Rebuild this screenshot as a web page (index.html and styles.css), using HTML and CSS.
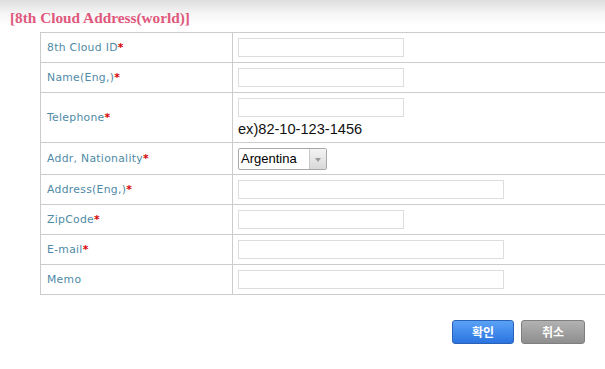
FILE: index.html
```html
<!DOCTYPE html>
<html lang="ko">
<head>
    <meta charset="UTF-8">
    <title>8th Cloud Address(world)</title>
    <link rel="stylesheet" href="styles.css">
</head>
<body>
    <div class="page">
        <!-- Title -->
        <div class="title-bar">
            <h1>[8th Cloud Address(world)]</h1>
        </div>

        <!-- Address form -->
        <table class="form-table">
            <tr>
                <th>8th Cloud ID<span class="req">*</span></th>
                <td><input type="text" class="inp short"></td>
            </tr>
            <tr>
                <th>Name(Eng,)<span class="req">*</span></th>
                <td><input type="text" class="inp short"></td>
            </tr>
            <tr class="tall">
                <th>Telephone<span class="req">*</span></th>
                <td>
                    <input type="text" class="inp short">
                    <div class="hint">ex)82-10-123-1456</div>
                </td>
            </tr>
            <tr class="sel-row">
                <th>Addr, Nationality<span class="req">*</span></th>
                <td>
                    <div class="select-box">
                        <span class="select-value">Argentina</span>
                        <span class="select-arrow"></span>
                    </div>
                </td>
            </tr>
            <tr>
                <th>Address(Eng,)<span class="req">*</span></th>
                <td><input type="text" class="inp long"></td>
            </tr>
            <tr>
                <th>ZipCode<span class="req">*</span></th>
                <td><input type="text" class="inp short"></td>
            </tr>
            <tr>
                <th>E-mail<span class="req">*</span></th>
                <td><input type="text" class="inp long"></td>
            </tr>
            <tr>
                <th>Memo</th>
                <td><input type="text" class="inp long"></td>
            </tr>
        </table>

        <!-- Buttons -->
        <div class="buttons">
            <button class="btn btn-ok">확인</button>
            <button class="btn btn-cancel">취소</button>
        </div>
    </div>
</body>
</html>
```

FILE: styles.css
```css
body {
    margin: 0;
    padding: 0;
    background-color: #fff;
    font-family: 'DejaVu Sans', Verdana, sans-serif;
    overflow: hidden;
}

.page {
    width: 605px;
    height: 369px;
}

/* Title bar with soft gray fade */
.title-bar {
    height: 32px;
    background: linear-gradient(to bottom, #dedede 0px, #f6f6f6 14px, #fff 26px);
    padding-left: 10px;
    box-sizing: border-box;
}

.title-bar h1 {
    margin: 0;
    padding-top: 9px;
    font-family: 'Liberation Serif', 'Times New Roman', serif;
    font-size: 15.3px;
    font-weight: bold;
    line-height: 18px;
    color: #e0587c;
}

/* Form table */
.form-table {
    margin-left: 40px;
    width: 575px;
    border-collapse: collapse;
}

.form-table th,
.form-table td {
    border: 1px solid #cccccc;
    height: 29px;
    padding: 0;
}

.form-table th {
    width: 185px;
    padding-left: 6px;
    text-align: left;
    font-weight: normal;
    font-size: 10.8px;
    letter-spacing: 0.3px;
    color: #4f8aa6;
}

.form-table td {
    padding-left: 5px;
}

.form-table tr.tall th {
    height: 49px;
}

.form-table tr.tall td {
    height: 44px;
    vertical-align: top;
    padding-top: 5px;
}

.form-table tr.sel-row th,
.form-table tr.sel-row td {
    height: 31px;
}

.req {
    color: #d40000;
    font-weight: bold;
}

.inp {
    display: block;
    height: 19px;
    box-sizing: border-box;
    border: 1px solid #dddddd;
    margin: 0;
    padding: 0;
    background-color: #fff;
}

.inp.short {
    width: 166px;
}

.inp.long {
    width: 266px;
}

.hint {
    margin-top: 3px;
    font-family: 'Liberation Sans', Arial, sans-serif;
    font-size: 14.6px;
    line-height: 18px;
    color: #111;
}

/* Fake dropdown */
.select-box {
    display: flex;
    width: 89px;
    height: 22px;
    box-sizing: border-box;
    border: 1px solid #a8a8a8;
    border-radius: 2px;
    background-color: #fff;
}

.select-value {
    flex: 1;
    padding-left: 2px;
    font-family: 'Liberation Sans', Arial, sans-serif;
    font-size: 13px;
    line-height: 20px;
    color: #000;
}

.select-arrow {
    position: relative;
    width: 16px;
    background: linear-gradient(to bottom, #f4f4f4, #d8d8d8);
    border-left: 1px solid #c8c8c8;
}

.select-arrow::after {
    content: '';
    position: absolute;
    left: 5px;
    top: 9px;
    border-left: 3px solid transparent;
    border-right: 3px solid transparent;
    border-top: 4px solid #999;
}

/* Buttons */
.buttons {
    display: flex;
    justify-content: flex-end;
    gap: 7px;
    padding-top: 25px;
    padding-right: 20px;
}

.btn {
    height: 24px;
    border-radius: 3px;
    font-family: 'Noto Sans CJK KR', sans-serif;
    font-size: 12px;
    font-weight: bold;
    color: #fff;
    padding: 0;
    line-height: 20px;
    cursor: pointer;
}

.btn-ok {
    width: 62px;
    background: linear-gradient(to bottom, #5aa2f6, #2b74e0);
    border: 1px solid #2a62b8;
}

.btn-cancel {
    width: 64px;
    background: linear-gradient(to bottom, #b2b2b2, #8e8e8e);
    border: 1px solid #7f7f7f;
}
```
* * *
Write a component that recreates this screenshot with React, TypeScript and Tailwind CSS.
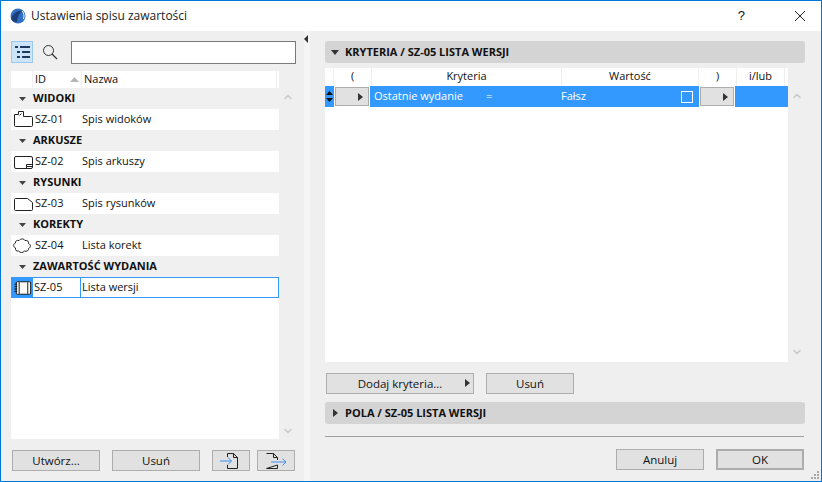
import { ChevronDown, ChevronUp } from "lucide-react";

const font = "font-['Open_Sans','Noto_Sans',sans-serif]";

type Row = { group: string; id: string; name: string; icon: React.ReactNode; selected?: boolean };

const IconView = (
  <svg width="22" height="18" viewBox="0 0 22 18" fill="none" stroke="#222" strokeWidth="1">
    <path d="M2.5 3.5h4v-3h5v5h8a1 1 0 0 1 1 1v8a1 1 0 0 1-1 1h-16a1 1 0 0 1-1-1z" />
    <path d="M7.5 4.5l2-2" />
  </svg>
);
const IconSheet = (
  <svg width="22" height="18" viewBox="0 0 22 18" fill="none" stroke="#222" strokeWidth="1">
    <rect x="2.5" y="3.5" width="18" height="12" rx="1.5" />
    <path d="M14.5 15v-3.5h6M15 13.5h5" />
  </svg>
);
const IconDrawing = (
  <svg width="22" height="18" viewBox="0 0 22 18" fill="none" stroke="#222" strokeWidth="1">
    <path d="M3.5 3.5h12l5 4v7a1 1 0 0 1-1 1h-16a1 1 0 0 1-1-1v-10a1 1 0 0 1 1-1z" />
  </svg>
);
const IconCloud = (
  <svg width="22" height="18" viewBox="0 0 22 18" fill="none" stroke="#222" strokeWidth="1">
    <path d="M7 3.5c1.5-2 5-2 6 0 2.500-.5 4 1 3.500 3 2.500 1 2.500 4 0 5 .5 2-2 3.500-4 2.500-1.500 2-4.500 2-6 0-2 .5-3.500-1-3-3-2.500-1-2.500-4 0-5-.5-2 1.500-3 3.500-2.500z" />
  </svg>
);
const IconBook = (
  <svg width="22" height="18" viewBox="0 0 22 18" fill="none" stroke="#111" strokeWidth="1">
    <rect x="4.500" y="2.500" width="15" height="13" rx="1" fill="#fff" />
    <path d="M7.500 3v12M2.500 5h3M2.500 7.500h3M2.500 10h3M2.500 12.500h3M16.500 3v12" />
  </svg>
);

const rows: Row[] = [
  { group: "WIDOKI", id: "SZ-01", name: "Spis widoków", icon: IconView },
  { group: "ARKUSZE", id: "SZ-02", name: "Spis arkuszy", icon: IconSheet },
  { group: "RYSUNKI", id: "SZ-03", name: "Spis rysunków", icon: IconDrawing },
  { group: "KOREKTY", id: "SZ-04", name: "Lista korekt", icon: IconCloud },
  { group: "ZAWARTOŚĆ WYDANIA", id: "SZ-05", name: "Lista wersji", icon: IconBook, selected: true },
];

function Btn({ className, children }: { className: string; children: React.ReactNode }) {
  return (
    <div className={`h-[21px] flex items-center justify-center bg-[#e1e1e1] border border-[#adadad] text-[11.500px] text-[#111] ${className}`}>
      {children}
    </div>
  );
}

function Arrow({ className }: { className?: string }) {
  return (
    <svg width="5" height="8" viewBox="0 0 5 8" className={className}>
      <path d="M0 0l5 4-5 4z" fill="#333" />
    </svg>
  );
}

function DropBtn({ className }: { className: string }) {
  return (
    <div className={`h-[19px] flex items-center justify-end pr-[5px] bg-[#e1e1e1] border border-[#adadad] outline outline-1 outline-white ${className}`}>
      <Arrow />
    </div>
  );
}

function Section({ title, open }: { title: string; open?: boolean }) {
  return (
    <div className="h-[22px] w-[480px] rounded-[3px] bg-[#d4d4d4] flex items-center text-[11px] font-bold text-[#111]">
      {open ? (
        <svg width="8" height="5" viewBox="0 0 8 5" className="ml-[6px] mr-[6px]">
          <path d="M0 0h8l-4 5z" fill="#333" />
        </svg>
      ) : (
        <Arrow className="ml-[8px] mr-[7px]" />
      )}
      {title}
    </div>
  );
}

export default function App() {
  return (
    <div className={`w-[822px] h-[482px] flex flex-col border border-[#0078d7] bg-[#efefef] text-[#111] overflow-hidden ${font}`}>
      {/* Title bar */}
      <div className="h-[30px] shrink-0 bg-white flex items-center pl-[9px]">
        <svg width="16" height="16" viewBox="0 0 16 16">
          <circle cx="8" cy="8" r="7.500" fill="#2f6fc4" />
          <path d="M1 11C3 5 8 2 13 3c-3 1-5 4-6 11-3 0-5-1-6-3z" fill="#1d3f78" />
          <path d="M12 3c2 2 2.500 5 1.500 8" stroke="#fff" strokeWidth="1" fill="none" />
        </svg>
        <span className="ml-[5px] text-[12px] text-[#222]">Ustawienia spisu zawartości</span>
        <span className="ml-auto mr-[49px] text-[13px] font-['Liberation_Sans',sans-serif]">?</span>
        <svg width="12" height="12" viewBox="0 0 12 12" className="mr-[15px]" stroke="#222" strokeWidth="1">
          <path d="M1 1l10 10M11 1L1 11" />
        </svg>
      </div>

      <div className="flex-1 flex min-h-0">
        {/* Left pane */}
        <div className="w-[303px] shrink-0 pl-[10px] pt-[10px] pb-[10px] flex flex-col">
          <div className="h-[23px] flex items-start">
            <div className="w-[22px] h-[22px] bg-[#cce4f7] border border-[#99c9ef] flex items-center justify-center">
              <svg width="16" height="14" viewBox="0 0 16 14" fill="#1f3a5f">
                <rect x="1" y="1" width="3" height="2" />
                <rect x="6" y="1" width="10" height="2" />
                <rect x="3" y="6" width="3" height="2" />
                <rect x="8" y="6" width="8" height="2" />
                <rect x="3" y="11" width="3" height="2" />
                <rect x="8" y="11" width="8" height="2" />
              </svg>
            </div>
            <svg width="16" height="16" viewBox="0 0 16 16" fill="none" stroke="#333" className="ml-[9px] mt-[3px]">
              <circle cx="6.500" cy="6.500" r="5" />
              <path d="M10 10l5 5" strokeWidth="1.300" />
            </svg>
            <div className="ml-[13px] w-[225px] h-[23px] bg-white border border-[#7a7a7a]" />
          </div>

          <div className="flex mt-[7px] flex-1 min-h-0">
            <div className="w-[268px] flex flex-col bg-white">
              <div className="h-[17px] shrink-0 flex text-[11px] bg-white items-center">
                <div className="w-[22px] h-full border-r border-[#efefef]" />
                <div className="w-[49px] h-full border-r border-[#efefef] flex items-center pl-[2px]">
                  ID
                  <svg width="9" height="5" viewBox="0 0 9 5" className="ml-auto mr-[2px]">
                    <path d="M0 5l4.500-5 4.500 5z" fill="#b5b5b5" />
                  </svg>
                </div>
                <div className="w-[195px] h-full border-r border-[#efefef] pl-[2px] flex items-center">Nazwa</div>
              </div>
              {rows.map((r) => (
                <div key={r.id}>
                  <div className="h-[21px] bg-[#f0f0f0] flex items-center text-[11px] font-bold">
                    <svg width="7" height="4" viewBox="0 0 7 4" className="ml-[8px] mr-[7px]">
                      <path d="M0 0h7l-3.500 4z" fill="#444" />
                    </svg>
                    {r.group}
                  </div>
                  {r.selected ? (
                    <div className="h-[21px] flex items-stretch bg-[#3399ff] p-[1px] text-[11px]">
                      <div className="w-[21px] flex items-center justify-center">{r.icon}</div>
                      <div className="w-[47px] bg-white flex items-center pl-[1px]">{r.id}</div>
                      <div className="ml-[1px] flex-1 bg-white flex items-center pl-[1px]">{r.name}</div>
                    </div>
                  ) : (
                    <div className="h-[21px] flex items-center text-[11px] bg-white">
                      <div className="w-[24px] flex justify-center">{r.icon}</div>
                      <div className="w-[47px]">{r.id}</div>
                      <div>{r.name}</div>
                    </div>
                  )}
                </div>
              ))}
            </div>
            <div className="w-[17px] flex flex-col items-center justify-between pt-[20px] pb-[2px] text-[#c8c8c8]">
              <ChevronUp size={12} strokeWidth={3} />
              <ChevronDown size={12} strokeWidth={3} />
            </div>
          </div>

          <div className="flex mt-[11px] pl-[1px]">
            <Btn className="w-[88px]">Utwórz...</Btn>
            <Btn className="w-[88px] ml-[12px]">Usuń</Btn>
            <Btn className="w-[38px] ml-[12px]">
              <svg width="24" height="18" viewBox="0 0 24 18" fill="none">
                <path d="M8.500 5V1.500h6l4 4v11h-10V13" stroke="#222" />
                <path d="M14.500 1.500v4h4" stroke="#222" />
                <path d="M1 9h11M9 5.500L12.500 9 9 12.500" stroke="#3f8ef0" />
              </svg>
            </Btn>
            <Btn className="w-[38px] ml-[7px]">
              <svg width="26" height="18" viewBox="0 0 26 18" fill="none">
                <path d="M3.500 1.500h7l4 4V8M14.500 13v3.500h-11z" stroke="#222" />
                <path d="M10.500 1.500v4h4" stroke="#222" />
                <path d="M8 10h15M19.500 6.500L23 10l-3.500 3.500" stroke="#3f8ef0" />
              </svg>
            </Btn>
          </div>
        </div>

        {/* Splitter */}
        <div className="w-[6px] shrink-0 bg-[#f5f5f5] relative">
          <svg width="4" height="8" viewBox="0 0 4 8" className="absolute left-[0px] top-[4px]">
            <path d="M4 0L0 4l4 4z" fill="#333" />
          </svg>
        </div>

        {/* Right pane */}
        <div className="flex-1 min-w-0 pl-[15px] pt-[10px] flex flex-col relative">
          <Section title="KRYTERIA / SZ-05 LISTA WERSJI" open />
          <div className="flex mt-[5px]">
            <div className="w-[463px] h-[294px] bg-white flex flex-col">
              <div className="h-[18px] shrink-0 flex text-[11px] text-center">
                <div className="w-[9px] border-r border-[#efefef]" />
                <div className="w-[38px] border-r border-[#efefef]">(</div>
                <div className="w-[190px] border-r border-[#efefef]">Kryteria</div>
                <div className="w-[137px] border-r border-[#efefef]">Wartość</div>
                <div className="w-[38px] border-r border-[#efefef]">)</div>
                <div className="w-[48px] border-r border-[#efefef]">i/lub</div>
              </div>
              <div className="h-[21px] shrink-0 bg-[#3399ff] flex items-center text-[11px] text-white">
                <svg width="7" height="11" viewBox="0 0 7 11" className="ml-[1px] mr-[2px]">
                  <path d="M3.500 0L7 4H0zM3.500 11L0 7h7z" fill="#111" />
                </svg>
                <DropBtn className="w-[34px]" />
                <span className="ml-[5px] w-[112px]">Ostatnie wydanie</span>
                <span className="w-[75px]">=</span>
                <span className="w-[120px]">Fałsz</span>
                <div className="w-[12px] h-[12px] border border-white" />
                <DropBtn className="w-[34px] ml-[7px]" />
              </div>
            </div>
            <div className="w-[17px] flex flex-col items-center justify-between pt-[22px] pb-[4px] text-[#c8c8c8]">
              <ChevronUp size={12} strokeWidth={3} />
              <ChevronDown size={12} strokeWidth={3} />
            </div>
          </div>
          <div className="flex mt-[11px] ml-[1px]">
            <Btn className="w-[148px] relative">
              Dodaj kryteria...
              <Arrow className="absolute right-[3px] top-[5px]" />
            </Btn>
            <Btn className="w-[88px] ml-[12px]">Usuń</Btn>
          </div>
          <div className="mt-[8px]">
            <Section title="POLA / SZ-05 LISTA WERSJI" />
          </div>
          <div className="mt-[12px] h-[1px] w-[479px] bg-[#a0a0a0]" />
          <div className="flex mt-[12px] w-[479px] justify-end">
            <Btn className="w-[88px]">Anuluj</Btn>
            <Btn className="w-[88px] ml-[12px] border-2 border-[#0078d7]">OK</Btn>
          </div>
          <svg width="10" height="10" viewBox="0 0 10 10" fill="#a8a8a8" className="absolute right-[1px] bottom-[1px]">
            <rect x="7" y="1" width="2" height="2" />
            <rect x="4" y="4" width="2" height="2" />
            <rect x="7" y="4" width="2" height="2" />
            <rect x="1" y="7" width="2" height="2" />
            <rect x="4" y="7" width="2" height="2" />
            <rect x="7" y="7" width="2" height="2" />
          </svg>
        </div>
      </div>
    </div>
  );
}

#### [Task prompt]
State how many lines of the entries above include the word "screenshot", offering no text other than the number.

#### [The completed task]
2